The existence of overlapping proceedings does not diminish a district court's power but does present a question on which the judge should exercise sound discretion. A judge asked to enter a declaratory judgment that as a practical matter will dispose of some other case should consider whether a multi-track course of litigation is the best way to resolve the dispute. See Wilton v. Seven Falls Co., 515 U.S. 277, 115 S.Ct. 2137, 132 L.Ed.2d 214 (1995); Brillhart v. Excess Insurance Co., 316 U.S. 491, 62 S.Ct. 1173, 86 L.Ed. 1620 (1942). Appellate review of the judge's decision—whether to grant or to withhold declaratory relief—is deferential. See Envision Healthcare, Inc. v. PreferredOne Insurance Co., 604 F.3d 983 (7th Cir.2010). In Klene's case, however, the district judge thought that he had no discretion to exercise. That was a mistake, so we remand with instructions to decide whether it is appropriate to resolve the dispute through a declaratory judgment and, if so, to decide the merits.

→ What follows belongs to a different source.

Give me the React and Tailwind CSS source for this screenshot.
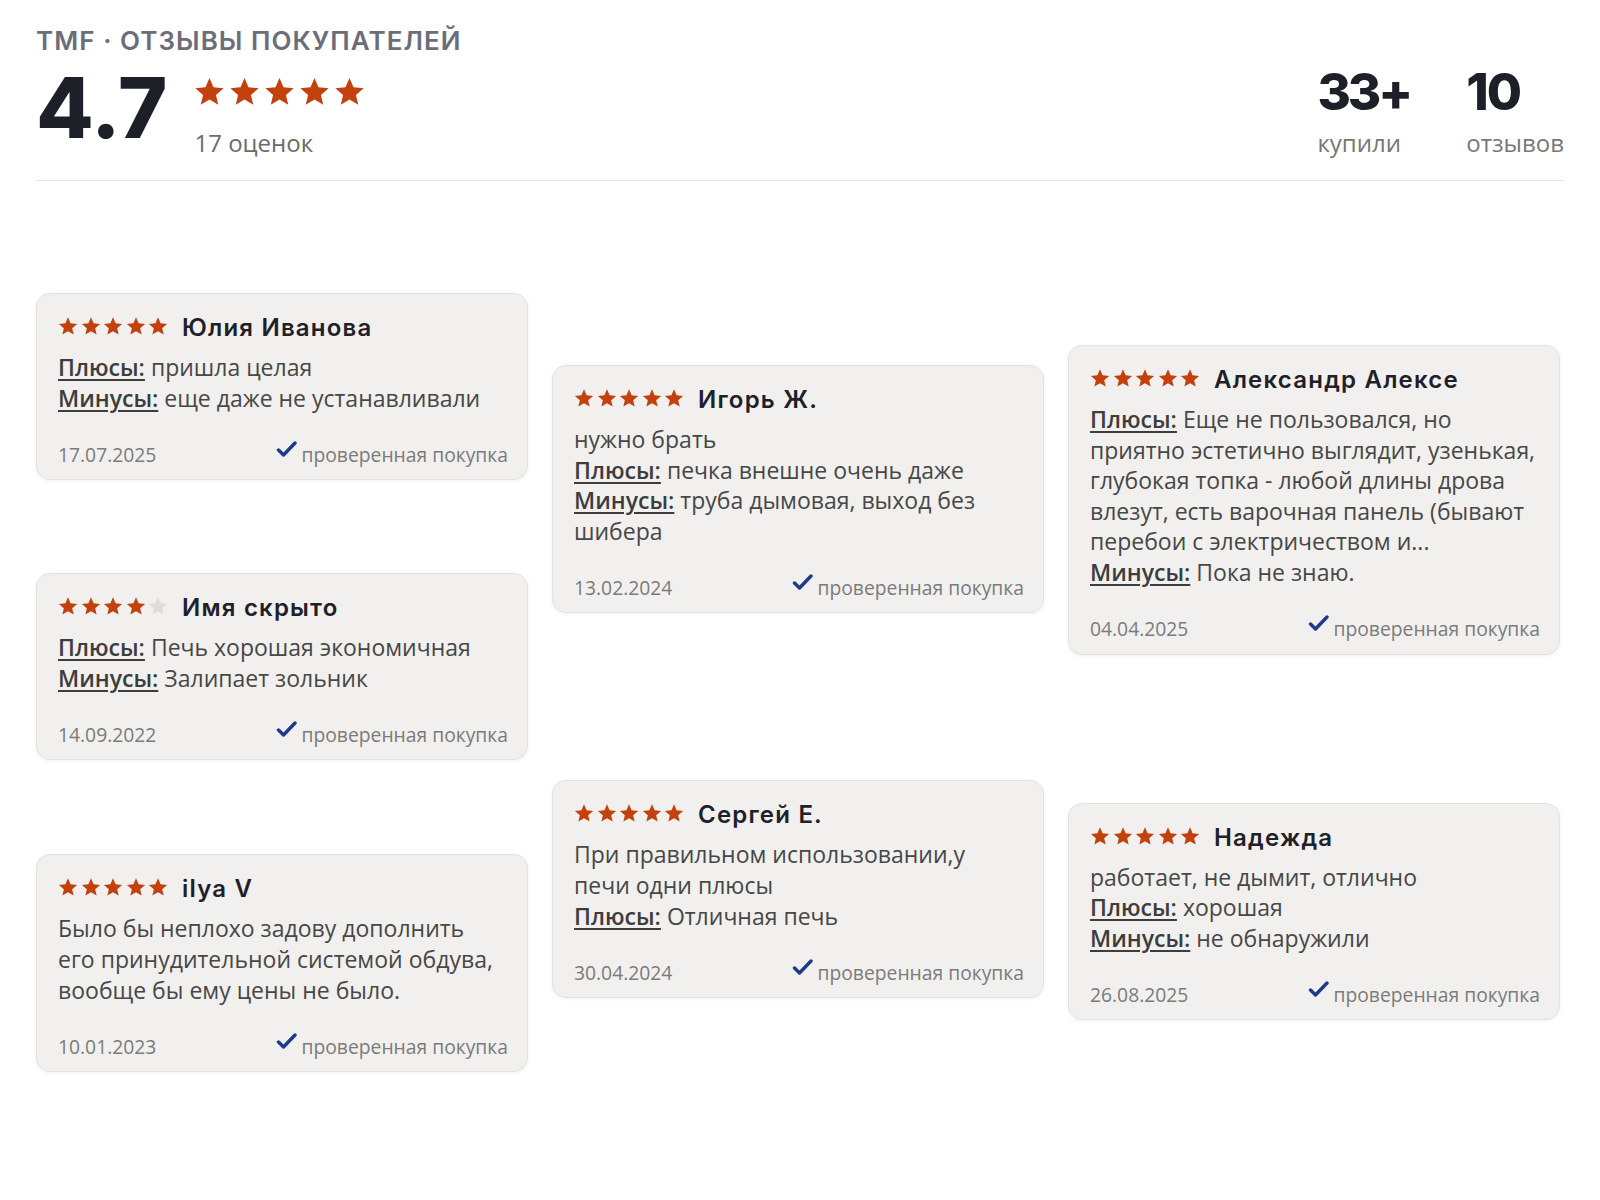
import React from "react";

const reviews = [
  [
    {
      mt: "mt-0",
      rating: 5,
      name: "Юлия Иванова",
      lines: [
        { label: "Плюсы:", text: "пришла целая" },
        { label: "Минусы:", text: "еще даже не устанавливали" },
      ],
      date: "17.07.2025",
    },
    {
      mt: "mt-[93px]",
      rating: 4,
      name: "Имя скрыто",
      lines: [
        { label: "Плюсы:", text: "Печь хорошая экономичная" },
        { label: "Минусы:", text: "Залипает зольник" },
      ],
      date: "14.09.2022",
    },
    {
      mt: "mt-[94px]",
      rating: 5,
      name: "ilya V",
      lines: [
        {
          text: "Было бы неплохо задову дополнить его принудительной системой обдува, вообще бы ему цены не было.",
        },
      ],
      date: "10.01.2023",
    },
  ],
  [
    {
      mt: "mt-[72px]",
      rating: 5,
      name: "Игорь Ж.",
      lines: [
        { text: "нужно брать" },
        { label: "Плюсы:", text: "печка внешне очень даже" },
        { label: "Минусы:", text: "труба дымовая, выход без шибера" },
      ],
      date: "13.02.2024",
    },
    {
      mt: "mt-[167px]",
      rating: 5,
      name: "Сергей Е.",
      lines: [
        { text: "При правильном использовании,у печи одни плюсы" },
        { label: "Плюсы:", text: "Отличная печь" },
      ],
      date: "30.04.2024",
    },
  ],
  [
    {
      mt: "mt-[52px]",
      rating: 5,
      name: "Александр Алексе",
      lines: [
        {
          label: "Плюсы:",
          text: "Еще не пользовался, но приятно эстетично выглядит, узенькая, глубокая топка - любой длины дрова влезут, есть варочная панель (бывают перебои с электричеством и...",
        },
        { label: "Минусы:", text: "Пока не знаю." },
      ],
      date: "04.04.2025",
    },
    {
      mt: "mt-[148px]",
      rating: 5,
      name: "Надежда",
      lines: [
        { text: "работает, не дымит, отлично" },
        { label: "Плюсы:", text: "хорошая" },
        { label: "Минусы:", text: "не обнаружили" },
      ],
      date: "26.08.2025",
    },
  ],
];

const Star = ({ size, filled }) => (
  <svg width={size} height={size} viewBox="0 0 24 24">
    <path
      d="M12 1.5l3.09 7.26 7.86.69-5.96 5.18 1.78 7.7L12 18.27l-6.77 4.06 1.78-7.7-5.96-5.18 7.86-.69z"
      fill={filled ? "#c2410c" : "#dddcda"}
    />
  </svg>
);

const Stars = ({ rating, size, className }) => (
  <div className={className}>
    {[1, 2, 3, 4, 5].map((i) => (
      <Star key={i} size={size} filled={i <= rating} />
    ))}
  </div>
);

const Check = () => (
  <svg width="21" height="17" viewBox="0 0 21 17" className="-mt-3">
    <path
      d="M2.5 9l5 5L19 2"
      fill="none"
      stroke="#1e3a8a"
      strokeWidth="3.4"
      strokeLinecap="round"
      strokeLinejoin="round"
    />
  </svg>
);

const ReviewCard = ({ review }) => (
  <div
    className={`${review.mt} rounded-[14px] border border-[#e3e2df] bg-[#f1f0ee] px-[21px] pt-5 pb-3 shadow-[0_1px_4px_rgba(0,0,0,0.06)]`}
  >
    <div className="flex h-7 items-center gap-[14px]">
      <Stars rating={review.rating} size={20} className="flex gap-[2.5px] -mt-1" />
      <span className="font-['Inter',sans-serif] text-[24px] font-semibold tracking-[0.05em] text-[#1f2028]">
        {review.name}
      </span>
    </div>

    <div className="mt-[10px] text-[23px] leading-[30.6px] text-[#474747]">
      {review.lines.map((line, i) => (
        <p key={i}>
          {line.label && (
            <span className="font-semibold text-[#3d3d3d] underline decoration-2 underline-offset-[3px]">
              {line.label}
            </span>
          )}
          {line.label && " "}
          {line.text}
        </p>
      ))}
    </div>

    <div className="mt-[30px] -mr-[2px] flex h-6 items-center justify-between text-[19.3px] text-[#7b7b7b]">
      <span>{review.date}</span>
      <span className="flex items-center gap-[5px]">
        <Check />
        проверенная покупка
      </span>
    </div>
  </div>
);

const App = () => {
  return (
    <div className="min-h-[1200px] bg-white px-9 pt-[25px] font-['Open_Sans',sans-serif]">

      <div className="flex items-start justify-between border-b border-[#e3e3e3] pb-[23px]">

        <div>
          <div className="font-['Inter',sans-serif] text-[26px] font-semibold leading-8 tracking-[0.04em] text-[#6b6e78]">
            TMF · ОТЗЫВЫ ПОКУПАТЕЛЕЙ
          </div>

          <div className="mt-[9px] flex items-start gap-[27px]">
            <div className="font-['Inter',sans-serif] text-[84px] font-extrabold leading-none text-[#1e2029]">
              4.7
            </div>

            <div className="pt-[10px]">
              <Stars rating={5} size={31} className="flex gap-[4px]" />
              <div className="mt-[22px] text-[24px] leading-7 text-[#6b6b6b]">
                17 оценок
              </div>
            </div>
          </div>
        </div>

        <div className="mt-[41px] flex gap-[56px]">
          <div>
            <div className="font-['Inter',sans-serif] text-[51px] font-extrabold leading-none tracking-[-0.06em] text-[#1e2029]">
              33+
            </div>
            <div className="mt-[12px] text-[24px] leading-7 text-[#777]">
              купили
            </div>
          </div>

          <div>
            <div className="font-['Inter',sans-serif] text-[51px] font-extrabold leading-none tracking-[-0.04em] text-[#1e2029]">
              10
            </div>
            <div className="mt-[12px] text-[24px] leading-7 text-[#777]">
              отзывов
            </div>
          </div>
        </div>

      </div>

      <div className="mt-[112px] grid grid-cols-3 items-start gap-x-6 pr-1">
        {reviews.map((column, c) => (
          <div key={c} className="flex flex-col">
            {column.map((review) => (
              <ReviewCard key={review.name} review={review} />
            ))}
          </div>
        ))}
      </div>

    </div>
  );
};

export default App;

A final observation. Klene contends that the district judge must decide her case on the merits. Section 1429 applies “if there is pending against the applicant a removal proceeding pursuant to a warrant of arrest ” (emphasis added). She has never been arrested, she contends—at least, she has not been taken into custody. But the agency has issued a regulation providing that a “notice to appear” in a removal proceeding should be treated as a “warrant of arrest” too. 8 C.F.R. § 318.1. An agency can't rewrite statutory terms, but it can define its own vocabulary. Since “arrest” does not imply custody even in police parlance (full custodial arrests are a subset of all arrests), there's no logical problem with an agency calling its official process a “notice to appear” and a “warrant of arrest” at the same time, without needing to issue two separate documents. On this, at least, all other courts of appeals agree, and we join them.